The wave of generosity that followed the 4 August explosion seems to have evaporated just like the 3,000 tons of ammonium nitrate that caused it.
Wealthy diaspora, like Elias, used to regularly return to Lebanon for vacations, injecting their newly earned dollars directly into the country’s economy. In the late 2000s and early 2010s, they could be regularly seen driving sports cars in downtown Beirut, and at beach clubs along the Corniche.
“The economic state of Lebanon has got so bad now that that diaspora can’t come and have the lovely bouji holidays that they always used to in five star resorts,” says Thompson. Plus the fuel crisis means that you would be queuing for five hours to fill up your sports car.
Now there are so few young Lebanese who want to remain in the country that the diaspora is growing again. The Asda’a BCW Arab Youth Survey, conducted in October 2020, found that over three-quarters (77%) of young Lebanese people said they were actively trying to leave the country.
“I know lots of people who wouldn’t leave Beirut even as the economy tanked during the past few years.
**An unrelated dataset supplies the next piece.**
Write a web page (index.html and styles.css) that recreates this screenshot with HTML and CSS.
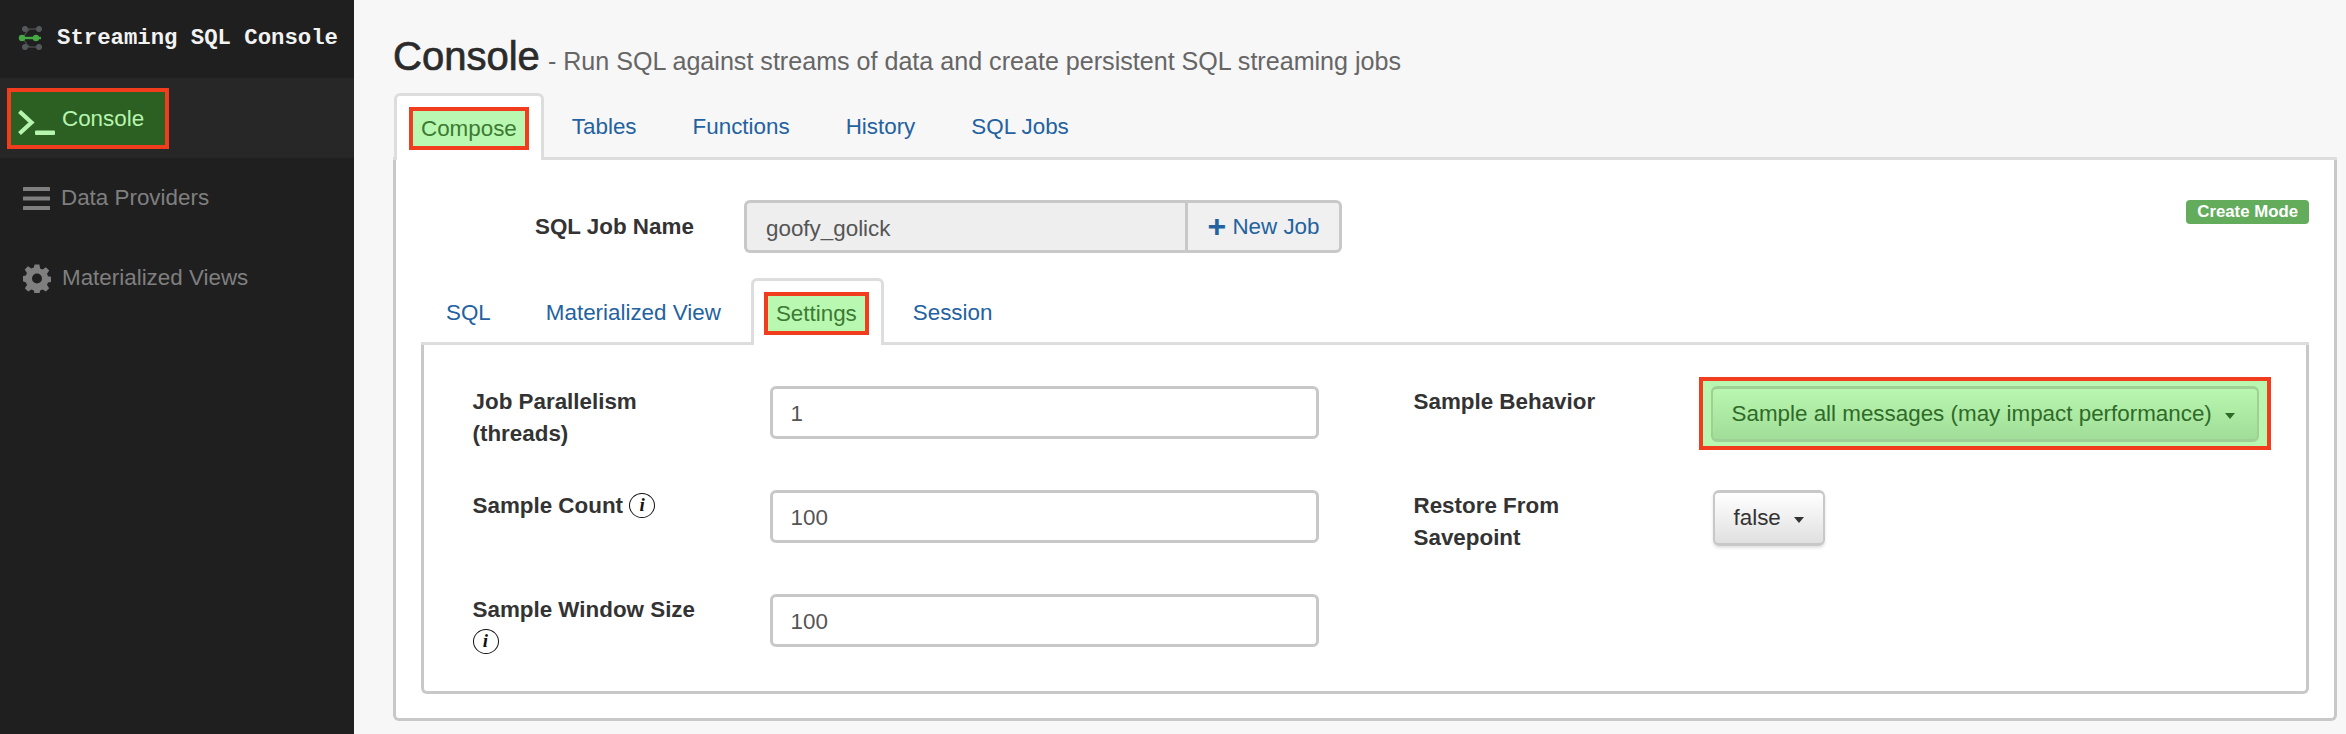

Now they want out,” says Elias.
Without diaspora and donors, organizations that are still clearing up from the blast, feeding the hungry and housing the homeless, face immeasurable difficulties in raising enough funds. Not only is there a growing donor fatigue but those donations that are still forthcoming quickly evaporate with hyperinflation, or sit in banks that limit cash withdrawals.
However, in true Lebanese spirit, organizations are finding innovative ways around these economic and bureaucratic hurdles. Many charities ask for cash donations in U.S. dollars, sometimes delivered in person. Others open bank accounts abroad. Some resort to the barter economy.
This innovation has brought people together to work on solutions to overcome the state’s mounting obstacles to progress. “Though this past year we have uncovered so many diamonds in the rough who, I would say, are some of the most talented people I’ve ever come across,” says Thompson. “The people who have overcome incredible things like this to be alive these are the people you want.”